舌長姥
したながうば
会津地方の怪談奇話を集めた書籍『老媼茶話』に記載される妖怪。
概要
舌長婆とも表記される南陸奥の芦野原街道の諏訪千本の松原に出現したとされる老婆の妖怪。
一見すると普通のお婆さんだが、その実態は舌が五尺(約1.5m)もある妖婆で、人間の肉を好むらしく、眠っている人間をその長い舌で舐めまわして肉を刮ぎ取って喰らってしまうとされる。
また、諏訪地方の朱の盆とは協力関係であるらしく、自身の住み家へと迷い込んできた2人の旅人の内の1人を気配を感じて目を覚ました1人が朱の盆に気を取られている隙に寝入っていたもう1人を掻っ攫って食い殺している。
創作での扱い
泉鏡花の戯曲。
朱の盤坊と共に、猪苗代城の女怪・亀姫の眷属として、主人公・富姫が住まう姫路城を訪れる。「古びて黄ばめる練衣、褪せたる紅の袴にて従い来たる」と表される。

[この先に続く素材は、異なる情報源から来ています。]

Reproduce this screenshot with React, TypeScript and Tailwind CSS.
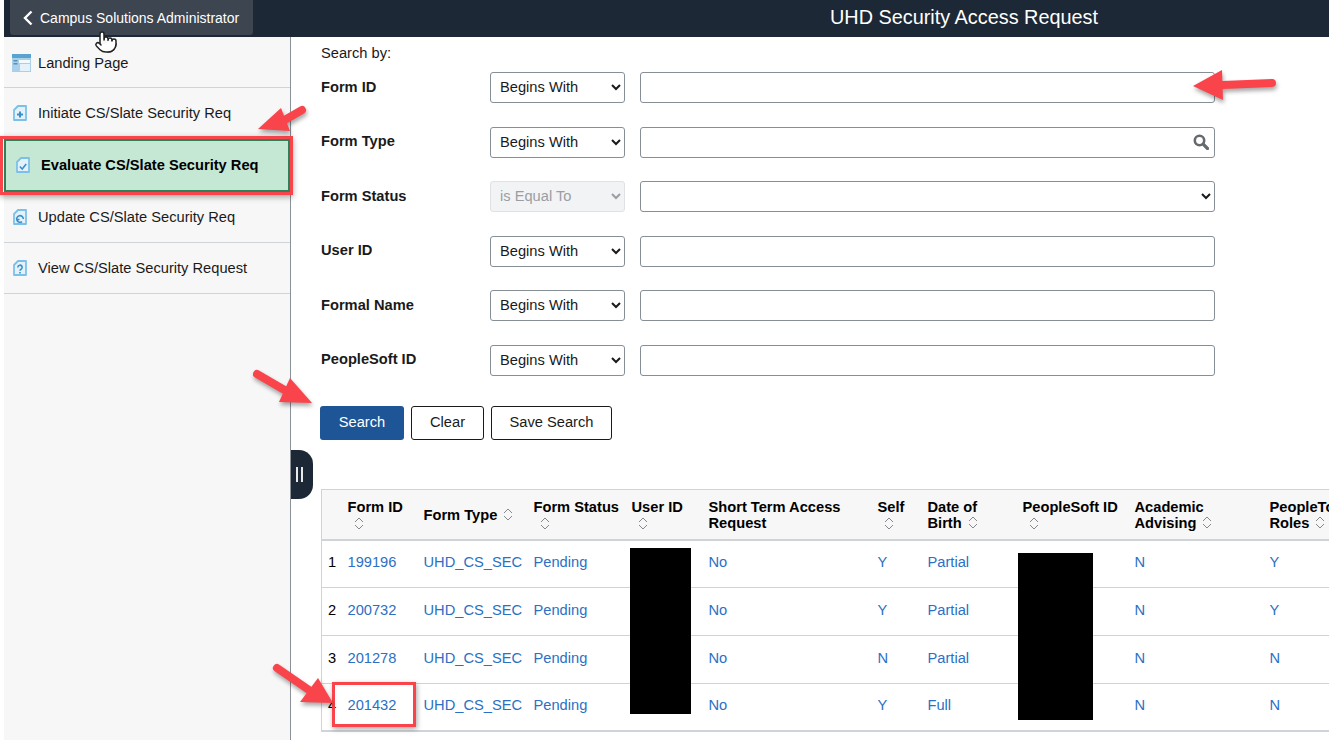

亀姫が土産に持参した血まみれの男の生首(猪苗代城の城主)が血まみれだった為、「こぼれた羹は、埃溜の汁でござるわの、お塩梅には寄りませぬ。汚穢や、見た目に、汚穢や。どれどれ掃除して参らしょうぞ」として、三尺もある長い舌で血を舐め取る。途中で慌てて朱の盤坊が止めた為、むくんでいた生首が幾ばくか細くなるに留まった。また朱の盤坊とは「ばあさん」「憎まれ山伏」と軽口を叩き合う仲で、人間から鉄砲を撃ちかけられた時も、朱の盤坊と共に主を庇った。